THE Bank of Ghana (BoG) has advised businesses and individuals not to engage in speculative decision-making in the midst of the challenging economic conditions.
The Second Deputy Governor of BoG, Elsie Awadzi Addo, explained that such actions were not sustainable but hurtful to individuals and the economy.
She was addressing the 21st edition of the annual national chief executive officers (CEOs) conference of rural and community banks (RCBs) on the theme: ‘Positioning rural banking at the centre of financial services delivery in Ghana — the role of stakeholders.
Mrs Addo said the speculations also worked against the economic stability that the central bank and the government were working at restoring.
“The current high inflation and cedi depreciation are temporary, and we must avoid speculative behaviour that only works against attaining stability sooner,” Mrs Addo said.
She explained that the heightened depreciation of the cedi and the rising inflation were near-term challenges that would soon pass.

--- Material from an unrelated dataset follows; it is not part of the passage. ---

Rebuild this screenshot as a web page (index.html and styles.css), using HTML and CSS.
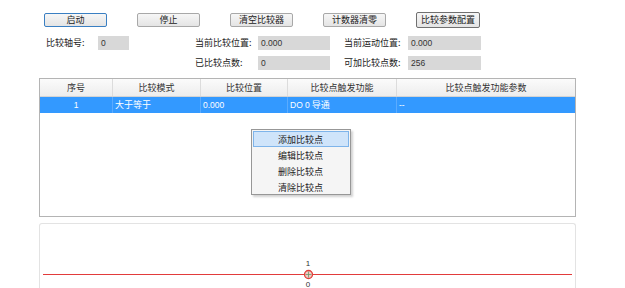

According to her, the events were the result of the ongoing turmoil in the global economy that had led to inflation peaking, growth slowing down and investments shifting from developing economies into advanced economies as the uncertainty lingers.
“Our domestic economy is not spared from these developments.”
“The BoG is working closely with the Ministry of Finance and other key stakeholders to negotiate a sound economic reform programme, supported by the International Monetary Fund (IMF), to stabilise and transform our economy,” the Second Deputy Governor said.
“We at BoG are confident about the outlook for our economy,” she assured.
Financial intermediation
She described the rural banking subsector as an integral part of the financial intermediation process with specialisation in community and local stakeholder banking.
Mrs Addo said the local ownership and governance of RCBs also provided strong local support and goodwill for these businesses to thrive and contribute to the development of their localities.
To help sustain the rural banking subsector, she said the institutions needed to adapt to new trends to be able to continue being relevant.
She mentioned technology and digitalisation, good corporate governance and sustainable banking practices as the three critical success factors necessary to sustain the growth and positive contribution of RCBs to the economy.
Technology
She said technology was critical to the sustenance of RCBs and urged the institutions to invest in its deployment.
“The RCB sector, therefore, cannot afford to wait much longer before it begins to leverage emerging technologies to modernise their business models to meet the fast-changing needs of their customers and to remain relevant to the segment of the economy that was traditionally served by the sector.”
“RCBs will, therefore, need to augment their capital base as needed in order to deploy more sophisticated systems and structures in line with BoG’s 2018 Cyber and Information Security Directive,” she said.
Corporate governance
Aside technology, Mrs Addo said the RCB sector needed to take corporate governance seriously.
She said it was unacceptable that several RCBs were yet to fully comply with the central bank’s 2021 Corporate Governance Directive for Rural and Community Banks that seeks to promote higher standards of corporate governance and risk management to help strengthen the safety, soundness, and resilience of RCBs.
Locked-up funds
The Managing Director of the ARB Apex Bank, Alex Kwasi Awuah, said: “It is unfortunate to say that several attempts made by ARB Apex Bank and the Association of Rural Banks to realise the locked-up funds of RCBs have been unsuccessful. We have engaged the Securities and Exchange Commission (SEC), National Trust Holding Company (NTHC) and other key institutions, but our efforts have not yielded positive results.